Saturday, January 13, 2024
Marquis BR Salon 14, ML 2 (Marriott Marquis Washington DC)
* noted as presenting author
Sicong Sun, PhD, MSW, Assistant Professor, The University of Kansas, Lawrence, KS
Gaurav Sinha, PhD, Assistant Professor, University of Georgia, Athens, GA
Background. The COVID-19 pandemic has caused global economic turmoil with job losses and financial hardship. To ameliorate negative effects, the U.S. government made three rounds of stimulus payments between 2020 and 2021. Whereas these stimulus payments were helpful for families to mitigate financial hardship, many eligible individuals and families did not receive the payment or experienced delays. Universal Basic Income (UBI) is a welfare concept aimed at improving household consumption and material well-being, and while it has been implemented in the US and worldwide, the federal stimulus payments could serve as a precursor to a UBI.

Financial capability – the combination of financial literacy and financial access – has become more important than ever as American families struggle for financial security in a time of economic upheaval. A deeper understanding of financial capability of those who did not receive the stimulus payment could inform policy implications to improve financial inclusion and implementation of UBI, particularly for those who may be eligible but did not receive the payment. This study investigates who and why some did not receive pandemic stimulus payments in 2021 and assesses their financial capability profiles. We first assessed the prevalence and correlates of not receiving pandemic-related stimulus payment in 2021. We then identified financial capability profiles of those who did not receive the payment in 2021.

Methods. Data were drawn from the National Financial Capability Study 2021 (N= 27,118). Univariate and bivariate analyses were used to assess prevalence and sociodemographic correlates of not receiving pandemic-related stimulus payment in 2021. Latent class analysis (LCA) was employed to identify heterogenous classes among stimulus payment non-receivers. Financial capability was measured by financial education, objective and subjective assessment of financial literacy, and financial access (checking, saving, investment, retirement, credit card, digital financial access, access to $2,000 in an emergency, and 3-month of rainy-day funds).

Results. Weighted analyses show that 21.1% (N = 5,509) of Americans did not receive the stimulus payment in 2021. For those who received it, 58.9% reported they used the money for food and rent, 33.2% paid debt, 38.4% used for savings, and 6.4% used for investment, and 6.6% donated the payment. Age, race, marital status, homeownership, employment, education, were associated with not receiving the stimulus payment.
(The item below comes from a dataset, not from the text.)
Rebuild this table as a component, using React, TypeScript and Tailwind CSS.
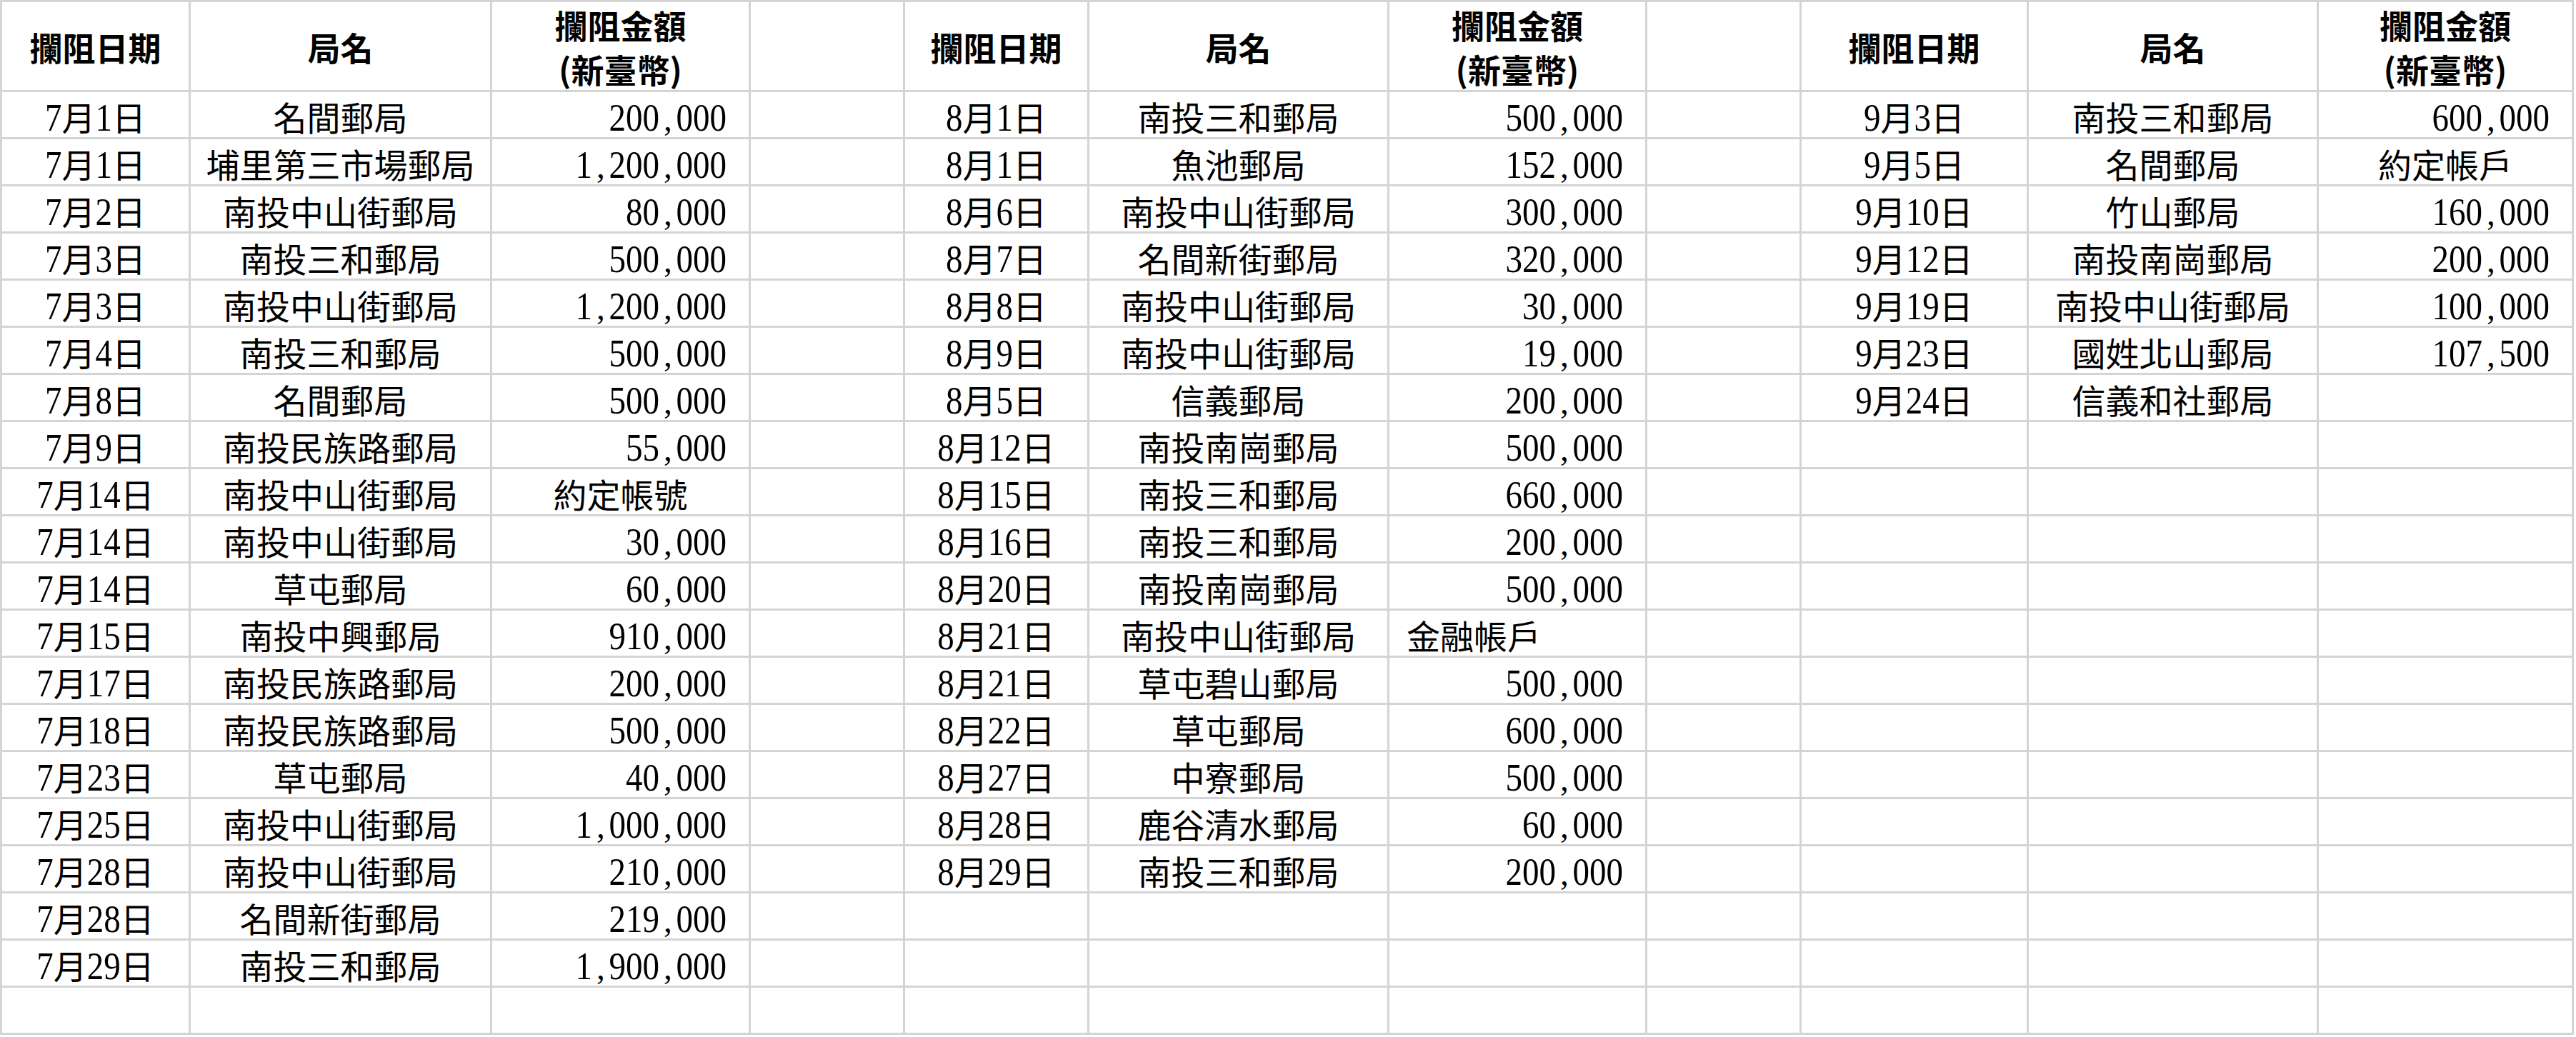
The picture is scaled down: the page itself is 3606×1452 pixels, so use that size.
type Entry = [string, string, string];

const july: Entry[] = [
  ['7月1日', '名間郵局', '200,000'],
  ['7月1日', '埔里第三市場郵局', '1,200,000'],
  ['7月2日', '南投中山街郵局', '80,000'],
  ['7月3日', '南投三和郵局', '500,000'],
  ['7月3日', '南投中山街郵局', '1,200,000'],
  ['7月4日', '南投三和郵局', '500,000'],
  ['7月8日', '名間郵局', '500,000'],
  ['7月9日', '南投民族路郵局', '55,000'],
  ['7月14日', '南投中山街郵局', '約定帳號'],
  ['7月14日', '南投中山街郵局', '30,000'],
  ['7月14日', '草屯郵局', '60,000'],
  ['7月15日', '南投中興郵局', '910,000'],
  ['7月17日', '南投民族路郵局', '200,000'],
  ['7月18日', '南投民族路郵局', '500,000'],
  ['7月23日', '草屯郵局', '40,000'],
  ['7月25日', '南投中山街郵局', '1,000,000'],
  ['7月28日', '南投中山街郵局', '210,000'],
  ['7月28日', '名間新街郵局', '219,000'],
  ['7月29日', '南投三和郵局', '1,900,000'],
];

const august: Entry[] = [
  ['8月1日', '南投三和郵局', '500,000'],
  ['8月1日', '魚池郵局', '152,000'],
  ['8月6日', '南投中山街郵局', '300,000'],
  ['8月7日', '名間新街郵局', '320,000'],
  ['8月8日', '南投中山街郵局', '30,000'],
  ['8月9日', '南投中山街郵局', '19,000'],
  ['8月5日', '信義郵局', '200,000'],
  ['8月12日', '南投南崗郵局', '500,000'],
  ['8月15日', '南投三和郵局', '660,000'],
  ['8月16日', '南投三和郵局', '200,000'],
  ['8月20日', '南投南崗郵局', '500,000'],
  ['8月21日', '南投中山街郵局', '金融帳戶'],
  ['8月21日', '草屯碧山郵局', '500,000'],
  ['8月22日', '草屯郵局', '600,000'],
  ['8月27日', '中寮郵局', '500,000'],
  ['8月28日', '鹿谷清水郵局', '60,000'],
  ['8月29日', '南投三和郵局', '200,000'],
];

const september: Entry[] = [
  ['9月3日', '南投三和郵局', '600,000'],
  ['9月5日', '名間郵局', '約定帳戶'],
  ['9月10日', '竹山郵局', '160,000'],
  ['9月12日', '南投南崗郵局', '200,000'],
  ['9月19日', '南投中山街郵局', '100,000'],
  ['9月23日', '國姓北山郵局', '107,500'],
  ['9月24日', '信義和社郵局', ''],
];

const groups = [july, august, september];
const ROWS = 20;

// digits in the sheet font are taller than Liberation Serif's, stretch them a bit
const Digits = ({ children }: { children: string }) => (
  <span className="inline-block origin-[50%_84%] scale-y-[1.16]">{children}</span>
);

const DateText = ({ value }: { value: string }) => (
  <span>
    {value.split(/(\d+)/).map((part, i) =>
      /^\d+$/.test(part) ? <Digits key={i}>{part}</Digits> : <span key={i}>{part}</span>,
    )}
  </span>
);

const Amount = ({ value }: { value: string }) => (
  <span>
    {value.split(',').map((part, i) => (
      <span key={i}>
        {i > 0 && <span className="inline-block w-[0.5em] text-center">,</span>}
        <Digits>{part}</Digits>
      </span>
    ))}
  </span>
);

const cell = 'bg-white flex items-end pb-[1px] leading-[47px] whitespace-nowrap';
const head =
  "bg-white flex items-center justify-center text-center font-['Noto_Sans_CJK_TC',sans-serif] font-bold text-[46px] leading-[62px]";

const App = () => {
  const cells = [];

  // header row
  groups.forEach((_, g) => {
    cells.push(
      <div key={`h${g}a`} className={head}>攔阻日期</div>,
      <div key={`h${g}b`} className={head}>局名</div>,
      <div key={`h${g}c`} className={head}>
        <div>
          攔阻金額
          <br />
          (新臺幣)
        </div>
      </div>,
    );
    if (g < 2) cells.push(<div key={`h${g}d`} className="bg-white" />);
  });

  for (let r = 0; r < ROWS; r++) {
    groups.forEach((rows, g) => {
      const [date, office, amount] = rows[r] ?? ['', '', ''];
      const isNumber = /^[\d,]+$/.test(amount);
      const amountAlign = isNumber
        ? 'justify-end pr-[31px]'
        : amount === '金融帳戶'
          ? 'justify-start pl-[24px]'
          : 'justify-center';
      cells.push(
        <div key={`${r}-${g}a`} className={`${cell} justify-center`}>
          <DateText value={date} />
        </div>,
        <div key={`${r}-${g}b`} className={`${cell} justify-center`}>{office}</div>,
        <div key={`${r}-${g}c`} className={`${cell} ${amountAlign}`}>
          {isNumber ? <Amount value={amount} /> : amount}
        </div>,
      );
      if (g < 2) cells.push(<div key={`${r}-${g}d`} className="bg-white" />);
    });
  }

  return (
    <div className="min-h-screen bg-white">
      <div className="grid w-fit grid-cols-[261px_419px_359px_213px_255px_417px_358px_213px_315px_403px_354px] grid-rows-[123px_repeat(20,63px)] gap-[3px] bg-[#d4d4d4] p-[3px] font-['Liberation_Serif','Noto_Sans_CJK_TC',serif] text-[47px] text-black">
        {cells}
      </div>
    </div>
  );
};

export default App;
Three classes were identified using LCA: Financially prosperous (30.1%; reference group), Financially vulnerable (34.7%), and financially average digital finance users (35.2%). LCA regression results showed that age, gender, marital status, education, and employment were associated with latent classes. Those who were younger, female, non-white, employed, and with lower income were more likely to be financially vulnerable and financially average than financially prosperous.

Conclusions. This study provides insights into the demographics and financial capability profiles of individuals who did not receive pandemic-related stimulus payments in 2021. Analyses reveals distinct classes of individuals, especially the financially vulnerable group, who may require targeted support to address their financial needs. Findings have implications for financial inclusion policies, as well as delivery modalities of UBI policy to promote financial inclusion and economic stability for all.